Related: Goldman Sachs analyst overhauls S&P 500 targets for 2024 and 2025
The tech-focused Nasdaq, meanwhile, is priced for a 95-point opening bell gain thanks to premarket advances for Nvidia (NVDA) , Tesla (TSLA) and Advanced Micro Devices (AMD) .
Other stocks on the move include Honeywell (HON) , which was marked 2.8% higher following a report from The Wall Street Journal that suggested it could spin off its advanced materials division.
In overseas markets, European stocks remained stuck in the red following yesterday's weak session on Wall Street and the selloff in Asia stocks overnight, with the Stoxx 600 marked 0.82% lower in early Frankfurt trading.
More Wall Street Analysts:
- Analysts revise Corning stock price targets after investor meeting
- Analysts retool Carnival stock price targets ahead of earnings
- Analyst revisits Costco stock price target, rating ahead of earnings
China's chief economic planner, Zheng Shanjie, briefed reporters in Beijing on the government's stimulus plan. But he provided little detail as to how it would direct the billions in new support it has planned in order to meet aggressive growth targets for the year.

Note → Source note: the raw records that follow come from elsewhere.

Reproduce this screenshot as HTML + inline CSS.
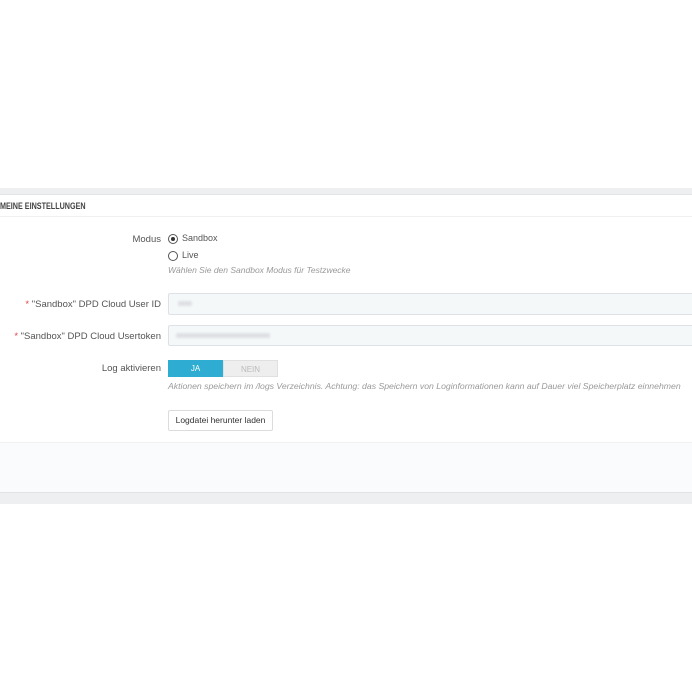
<!DOCTYPE html><html><head><style>
body{margin:0;width:692px;height:692px;background:#fff;font-family:"Liberation Sans",sans-serif;position:relative;overflow:hidden;color:#555}
.a{position:absolute}
.lbl{font-size:9.5px;text-align:right;right:531px;color:#555}
.help{font-size:8.5px;font-style:italic;color:#999;left:168px}
.inp{left:168px;width:530px;height:20px;background:#f5f8f9;border:1px solid #dde2e6;border-radius:2px;box-sizing:border-box}
.star{color:#e0464a}
</style></head><body>
<div class="a" style="left:0;top:188px;width:692px;height:6px;background:#eeeff1"></div>
<div class="a" style="left:0;top:194px;width:692px;height:299px;background:#fff;border-top:1px solid #e2e4e6"></div>
<div class="a" style="left:0;top:201px;font-size:9px;font-weight:bold;color:#444;transform:scaleX(.8);transform-origin:left">MEINE EINSTELLUNGEN</div>
<div class="a" style="left:0;top:216px;width:692px;height:1px;background:#eef0f2"></div>
<div class="a lbl" style="top:234px">Modus</div>
<div class="a" style="left:168px;top:234px;width:8px;height:8px;border:1px solid #555;border-radius:50%"></div>
<div class="a" style="left:171px;top:237px;width:4px;height:4px;background:#333;border-radius:50%"></div>
<div class="a" style="left:182px;top:233px;font-size:9px;color:#555">Sandbox</div>
<div class="a" style="left:168px;top:251px;width:8px;height:8px;border:1px solid #555;border-radius:50%"></div>
<div class="a" style="left:182px;top:250px;font-size:9px;color:#555">Live</div>
<div class="a help" style="top:265px">Wählen Sie den Sandbox Modus für Testzwecke</div>
<div class="a lbl" style="top:299px"><span class="star">*</span> "Sandbox" DPD Cloud User ID</div>
<div class="a inp" style="top:293px;height:22px"></div>
<div class="a" style="left:178px;top:301px;width:14px;height:5px;background:#dde0e3;border-radius:2px;filter:blur(1px)"></div>
<div class="a lbl" style="top:331px"><span class="star">*</span> "Sandbox" DPD Cloud Usertoken</div>
<div class="a inp" style="top:325px;height:21px"></div>
<div class="a" style="left:176px;top:333px;width:94px;height:5px;background:#dde0e3;border-radius:2px;filter:blur(1px)"></div>
<div class="a lbl" style="top:363px">Log aktivieren</div>
<div class="a" style="left:168px;top:360px;width:55px;height:17px;background:#2eacd1;color:#fff;font-size:8px;text-align:center;line-height:17px">JA</div>
<div class="a" style="left:223px;top:360px;width:55px;height:17px;background:#eeeeee;color:#bbb;font-size:8px;text-align:center;line-height:17px;box-sizing:border-box;border:1px solid #e0e0e0">NEIN</div>
<div class="a help" style="top:381px;white-space:nowrap;transform:scaleX(1.02);transform-origin:left">Aktionen speichern im /logs Verzeichnis. Achtung: das Speichern von Loginformationen kann auf Dauer viel Speicherplatz einnehmen</div>
<div class="a" style="left:168px;top:410px;width:105px;height:21px;border:1px solid #dcdcdc;border-radius:2px;box-sizing:border-box;font-size:8.5px;color:#333;text-align:center;line-height:19px">Logdatei herunter laden</div>
<div class="a" style="left:0;top:442px;width:692px;height:50px;background:#fafbfc;border-top:1px solid #eef0f2"></div>
<div class="a" style="left:0;top:492px;width:692px;height:11px;background:#eeeff1;border-top:1px solid #e0e2e4"></div>
</body></html>
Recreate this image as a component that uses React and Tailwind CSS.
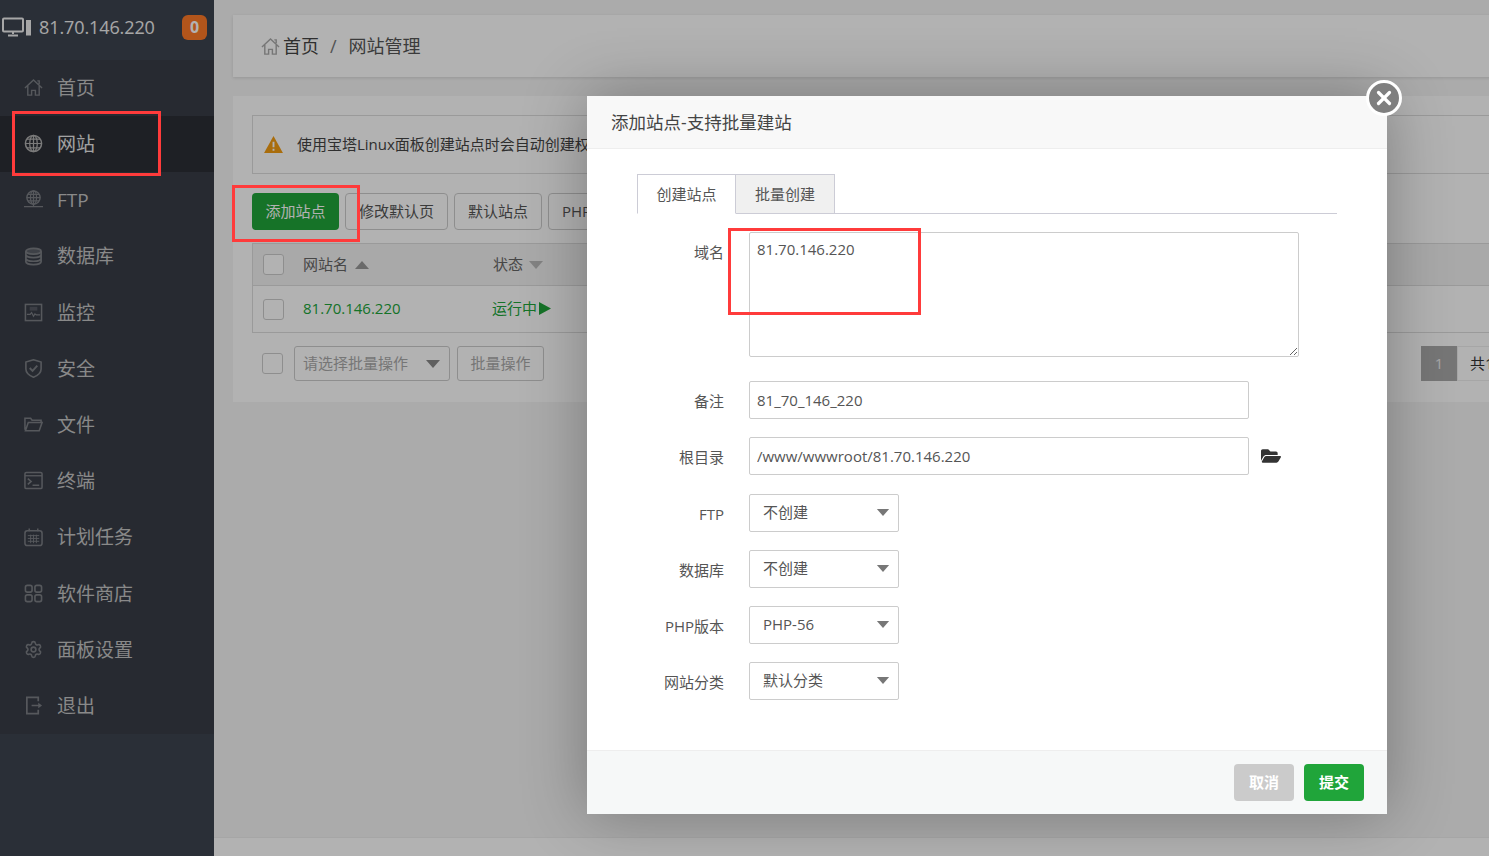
import { FaFolderOpen } from "react-icons/fa";
import { Settings, X } from "lucide-react";

const font = { fontFamily: '"Open Sans", "Noto Sans CJK SC", sans-serif' };

function HomeIcon(props) {
  return (
    <svg viewBox="0 0 20 20" fill="none" stroke="currentColor" strokeWidth="1.5" {...props}>
      <path d="M1 10.5L10 2l9 8.5M4 8.5V18h4v-5h4v5h4V8.5M14 3h2v3.5" />
    </svg>
  );
}

function GlobeIcon(props) {
  return (
    <svg viewBox="0 0 20 20" fill="none" stroke="currentColor" strokeWidth="1.3" {...props}>
      <circle cx="10" cy="10" r="8.5" strokeWidth="1.6" />
      <ellipse cx="10" cy="10" rx="4" ry="8.5" />
      <path d="M10 1.5v17M1.5 10h17M3 5.5h14M3 14.5h14" />
    </svg>
  );
}

function FtpIcon(props) {
  return (
    <svg viewBox="0 0 20 20" fill="none" stroke="currentColor" strokeWidth="1.3" {...props}>
      <circle cx="10" cy="8" r="7" strokeWidth="1.5" />
      <ellipse cx="10" cy="8" rx="3.2" ry="7" />
      <path d="M10 1v14M3 8h14M4 4.5h12M4 11.5h12M0 17.5h20M10 15v2.5" />
    </svg>
  );
}

function DatabaseIcon(props) {
  return (
    <svg viewBox="0 0 20 20" fill="none" stroke="currentColor" strokeWidth="1.8" {...props}>
      <ellipse cx="10" cy="4.5" rx="8" ry="3" fill="currentColor" fillOpacity="0.5" />
      <path d="M2 4.5v11c0 1.7 3.6 3 8 3s8-1.3 8-3v-11M2 8.2c0 1.7 3.6 3 8 3s8-1.3 8-3M2 12c0 1.7 3.6 3 8 3s8-1.3 8-3" />
    </svg>
  );
}

function MonitorIcon(props) {
  return (
    <svg viewBox="0 0 20 20" fill="none" stroke="currentColor" strokeWidth="1.6" {...props}>
      <rect x="1.5" y="1.5" width="17" height="17" />
      <rect x="6" y="4" width="8" height="4" fill="currentColor" fillOpacity="0.45" stroke="none" />
      <path d="M3 12h3.5l1.5-2 2 4 1.5-2.5 1.5 1H17" strokeWidth="1.2" />
    </svg>
  );
}

function ShieldIcon(props) {
  return (
    <svg viewBox="0 0 20 20" fill="none" stroke="currentColor" strokeWidth="1.7" {...props}>
      <path d="M10 0.8l8 2.4v7.3c0 4-3.4 6.8-8 8.7-4.6-1.9-8-4.7-8-8.7V3.2z" />
      <path d="M6 9.5l3 3 5-5.5" strokeWidth="2" />
    </svg>
  );
}

function FolderIcon(props) {
  return (
    <svg viewBox="0 0 20 20" fill="none" stroke="currentColor" strokeWidth="1.6" {...props}>
      <path d="M1 15.5V3.5h6l1.5 2H18v2.5M1.5 16.5h14.5L19 8H4.500z" />
    </svg>
  );
}

function TerminalIcon(props) {
  return (
    <svg viewBox="0 0 20 20" fill="none" stroke="currentColor" strokeWidth="1.6" {...props}>
      <rect x="1" y="1.500" width="18" height="17" rx="1.5" />
      <path d="M1 5h18" strokeWidth="1.4" />
      <path d="M4 8l3.500 3L4 14M9 15h7" />
    </svg>
  );
}

function CalendarIcon(props) {
  return (
    <svg viewBox="0 0 20 20" fill="none" stroke="currentColor" strokeWidth="1.6" {...props}>
      <rect x="1" y="3" width="18" height="15.500" rx="2.500" />
      <path d="M5.500 0.500v3M14.500 0.500v3" />
      <path d="M4 8h12M4 11h12M4 14h12M7 7v9M10 7v9M13 7v9" strokeWidth="1" />
    </svg>
  );
}

function GridIcon(props) {
  return (
    <svg viewBox="0 0 20 20" fill="none" stroke="currentColor" strokeWidth="1.7" {...props}>
      <rect x="1.500" y="1.500" width="7" height="7" rx="2" />
      <rect x="11.500" y="1.500" width="7" height="7" rx="2" />
      <rect x="1.500" y="11.500" width="7" height="7" rx="2" />
      <rect x="11.500" y="11.500" width="7" height="7" rx="2" />
    </svg>
  );
}

function LogoutIcon(props) {
  return (
    <svg viewBox="0 0 20 20" fill="none" stroke="currentColor" strokeWidth="1.8" {...props}>
      <path d="M15 5.500V1.500H3v17h12v-4M8 10h9" />
      <path d="M15 7l4 3-4 3z" fill="currentColor" stroke="none" />
    </svg>
  );
}

const menu = [
  { name: "首页", Icon: HomeIcon },
  { name: "网站", Icon: GlobeIcon, active: true },
  { name: "FTP", Icon: FtpIcon },
  { name: "数据库", Icon: DatabaseIcon },
  { name: "监控", Icon: MonitorIcon },
  { name: "安全", Icon: ShieldIcon },
  { name: "文件", Icon: FolderIcon },
  { name: "终端", Icon: TerminalIcon },
  { name: "计划任务", Icon: CalendarIcon },
  { name: "软件商店", Icon: GridIcon },
  { name: "面板设置", Icon: Settings },
  { name: "退出", Icon: LogoutIcon },
];

function Caret({ up, className }) {
  return (
    <svg viewBox="0 0 14 8" className={className} fill="currentColor">
      <path d={up ? "M7 0l7 8H0z" : "M0 0h14L7 8z"} />
    </svg>
  );
}

function Checkbox() {
  return <span className="block w-[21px] h-[21px] rounded-[3px] border border-[#ccc] bg-white shrink-0" />;
}

function Sidebar() {
  return (
    <aside className="w-[214px] shrink-0 bg-[#3d444f] flex flex-col">
      <div className="h-[60px] flex items-center pl-[2px] pb-[6px] text-[#f0f0f0]">
        <svg viewBox="0 0 29 20" className="w-[29px] h-[20px] shrink-0" fill="none" stroke="currentColor" strokeWidth="2">
          <rect x="1" y="1.500" width="20" height="13" rx="1" />
          <path d="M11 14v3M6 18.500h10" />
          <rect x="24" y="3" width="5" height="15.500" fill="currentColor" stroke="none" />
        </svg>
        <span className="ml-[8px] text-[18px] tracking-[-0.1px]">81.70.146.220</span>
        <span className="ml-auto mr-[7px] w-[25px] h-[25px] rounded-[6px] bg-[#ff7a28] text-white text-[16px] font-bold flex items-center justify-center">
          0
        </span>
      </div>
      <nav className="bg-[#383d47]">
        {menu.map(({ name, Icon, active }) => (
          <div
            key={name}
            className={`h-[56.2px] flex items-center pl-[24px] ${active ? "bg-[#2c2f36] text-[#e8e8e8]" : "text-[#c4c4c4]"}`}
          >
            <Icon className={`w-[19px] h-[19px] -mt-[1px] shrink-0 ${active ? "text-[#b0b0b0]" : "text-[#7c7f85]"}`} />
            <span className="ml-[14px] text-[19px]">{name}</span>
          </div>
        ))}
      </nav>
    </aside>
  );
}

function ToolButton({ children }) {
  return (
    <span className="h-[37px] px-[13px] flex items-center border border-[#ccc] rounded-[4px] bg-white text-[15px] text-[#555] whitespace-nowrap">
      {children}
    </span>
  );
}

function Content() {
  return (
    <main className="flex-1 min-w-0 bg-[#f5f5f5] flex flex-col">
      <div className="ml-[19px] mt-[15px] w-[1300px] h-[62px] bg-white shadow-[0_1px_3px_rgba(0,0,0,0.12)] flex items-center pl-[28px] text-[18px] text-[#555]">
        <HomeIcon className="w-[19px] h-[19px] text-[#aaa]" />
        <span className="ml-[3px] text-[#444]">首页</span>
        <span className="ml-[11px] mr-[12px] text-[#777]">/</span>
        <span>网站管理</span>
      </div>
      <div className="ml-[19px] mt-[19px] w-[1300px] h-[306px] bg-white px-[19px] pt-[19px]">
        <div className="h-[59px] border border-[#ddd] flex items-center pl-[11px] text-[15px] text-[#444] whitespace-nowrap">
          <svg viewBox="0 0 20 18" className="w-[19px] h-[17px]">
            <path d="M10 0l10 18H0z" fill="#f39c12" />
            <path d="M9 6h2v6H9zM9 13.500h2v2H9z" fill="#fff" />
          </svg>
          <span className="ml-[14px]">使用宝塔Linux面板创建站点时会自动创建权限配置，统一使用www用户</span>
        </div>
        <div className="mt-[19px] flex gap-[6px]">
          <span className="h-[37px] w-[87px] flex items-center justify-center rounded-[4px] bg-[#20a53a] text-white text-[15px]">添加站点</span>
          <ToolButton>修改默认页</ToolButton>
          <ToolButton>默认站点</ToolButton>
          <ToolButton>PHP命令行版本</ToolButton>
        </div>
        <div className="mt-[13px] border border-[#ddd] h-[90px]">
          <div className="h-[42px] bg-[#f2f2f2] border-b border-[#ddd] flex items-center pl-[10px] text-[15px] text-[#666]">
            <Checkbox />
            <span className="ml-[19px]">网站名</span>
            <Caret up className="ml-[7px] w-[14px] h-[8px] text-[#999]" />
            <span className="ml-[124px]">状态</span>
            <Caret className="ml-[6px] w-[14px] h-[8px] text-[#bbb]" />
          </div>
          <div className="h-[46px] flex items-center pl-[10px] text-[15px] text-[#20a53a]">
            <Checkbox />
            <span className="ml-[19px] w-[189px] pb-[2px]">81.70.146.220</span>
            <span className="pb-[2px]">运行中</span>
            <svg viewBox="0 0 12 13" className="ml-[2px] w-[12px] h-[13px] -mt-[1px]" fill="currentColor">
              <path d="M0 0l12 6.500L0 13z" />
            </svg>
          </div>
        </div>
        <div className="mt-[13px] flex items-center pl-[10px] text-[15px] text-[#aaa]">
          <Checkbox />
          <span className="ml-[11px] w-[156px] h-[35px] border border-[#ccc] rounded-[3px] flex items-center pl-[8px] pr-[9px]">
            请选择批量操作
            <Caret className="ml-auto w-[14px] h-[8px] text-[#888]" />
          </span>
          <span className="ml-[7px] w-[87px] h-[35px] border border-[#ccc] rounded-[3px] flex items-center justify-center">批量操作</span>
          <span className="ml-auto flex h-[35px] items-center">
            <span className="w-[36px] h-full bg-[#aaa] text-[#eee] flex items-center justify-center">1</span>
            <span className="w-[57px] h-full border border-[#eee] pl-[12px] flex items-center text-[#333] whitespace-nowrap">共1条</span>
          </span>
        </div>
      </div>
      <div className="mt-auto h-[19px] bg-white border-t border-[#eee]" />
    </main>
  );
}

function FormRow({ label, mt, children }) {
  return (
    <div className={`flex items-center ${mt}`}>
      <label className="w-[87px] mr-[25px] pt-[2px] text-right text-[15px] text-[#555] whitespace-nowrap">{label}</label>
      {children}
    </div>
  );
}

function SelectBox({ value }) {
  return (
    <div className="w-[150px] h-[38px] border border-[#ccc] rounded-[2px] flex items-center pl-[13px] pr-[8px] text-[15px] text-[#555]">
      <span className="pb-[2px]">{value}</span>
      <Caret className="ml-auto -mt-[2px] w-[14px] h-[7px] text-[#777]" />
    </div>
  );
}

const inputClass =
  "block border border-[#ccc] rounded-[2px] px-[7px] text-[15px] text-[#555] outline-none bg-white";

function Modal() {
  return (
    <div className="absolute left-[587px] top-[96px] w-[800px] h-[718px] bg-white flex flex-col shadow-[0_0_60px_rgba(0,0,0,0.3)]">
      <div className="h-[53px] shrink-0 bg-[#f8f8f8] border-b border-[#eee] flex items-center pl-[24px] text-[17.5px] text-[#444]">
        添加站点-支持批量建站
      </div>
      <div className="flex-1 pl-[50px] pr-[50px] pt-[25px]">
        <div className="flex h-[40px] border-b border-[#ccccd6] text-[15px] text-[#555]">
          <span className="w-[99px] h-[40px] flex items-center justify-center bg-white border border-[#ccccd6] border-b-white">创建站点</span>
          <span className="w-[99px] h-[40px] flex items-center justify-center bg-[#f0f0f0] border border-l-0 border-[#ccccd6]">批量创建</span>
        </div>
        <div className="mt-[18px] flex items-start">
          <label className="w-[87px] mr-[25px] pt-[9px] text-right text-[15px] text-[#555]">域名</label>
          <textarea className={`${inputClass} w-[550px] h-[125px] py-[5px]`} defaultValue="81.70.146.220" />
        </div>
        <FormRow label="备注" mt="mt-[24px]">
          <input className={`${inputClass} w-[500px] h-[38px]`} defaultValue="81_70_146_220" />
        </FormRow>
        <FormRow label="根目录" mt="mt-[18px]">
          <input className={`${inputClass} w-[500px] h-[38px]`} defaultValue="/www/wwwroot/81.70.146.220" />
          <FaFolderOpen className="ml-[12px] w-[20px] h-[18px] text-[#333]" />
        </FormRow>
        <FormRow label="FTP" mt="mt-[19px]"><SelectBox value="不创建" /></FormRow>
        <FormRow label="数据库" mt="mt-[18px]"><SelectBox value="不创建" /></FormRow>
        <FormRow label="PHP版本" mt="mt-[18px]"><SelectBox value="PHP-56" /></FormRow>
        <FormRow label="网站分类" mt="mt-[18px]"><SelectBox value="默认分类" /></FormRow>
      </div>
      <div className="h-[64px] shrink-0 bg-[#f6f8f8] border-t border-[#eee] flex items-center justify-end gap-[10px] pr-[23px] text-[15px] font-bold text-white">
        <span className="w-[60px] h-[37px] rounded-[4px] bg-[#cbcbcb] flex items-center justify-center">取消</span>
        <span className="w-[60px] h-[37px] rounded-[4px] bg-[#20a53a] flex items-center justify-center">提交</span>
      </div>
      <span className="absolute -top-[16px] -right-[15px] w-[36px] h-[36px] rounded-full bg-[#7f7f7f] border-[3px] border-white flex items-center justify-center">
        <X className="w-[22px] h-[22px] text-white" strokeWidth={3.5} />
      </span>
    </div>
  );
}

export default function App() {
  return (
    <div className="relative w-full h-[856px] overflow-hidden flex" style={font}>
      <Sidebar />
      <Content />
      <div className="absolute inset-0 bg-black/30" />
      <Modal />
      {/* annotation boxes drawn on the screenshot */}
      <div className="absolute left-[12px] top-[111px] w-[149px] h-[65px] border-[3px] border-[#ff3b3b]" />
      <div className="absolute left-[232px] top-[185px] w-[128px] h-[57px] border-[3px] border-[#ff3b3b]" />
      <div className="absolute left-[728px] top-[228px] w-[193px] h-[87px] border-[3px] border-[#ff3b3b]" />
    </div>
  );
}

That triggered a big reversal of gains around the region, and although benchmarks in Shanghai and Shenzhen posted solid gains after the Golden Week holiday break, stocks in Hong Kong fell 9.4% by the close, the biggest single-day decline since 2008.
Japan's Nikkei 225, meanwhile, ended 1% lower in Tokyo as tech stocks weakened and the yen found favor against the dollar during the broader Asia selling.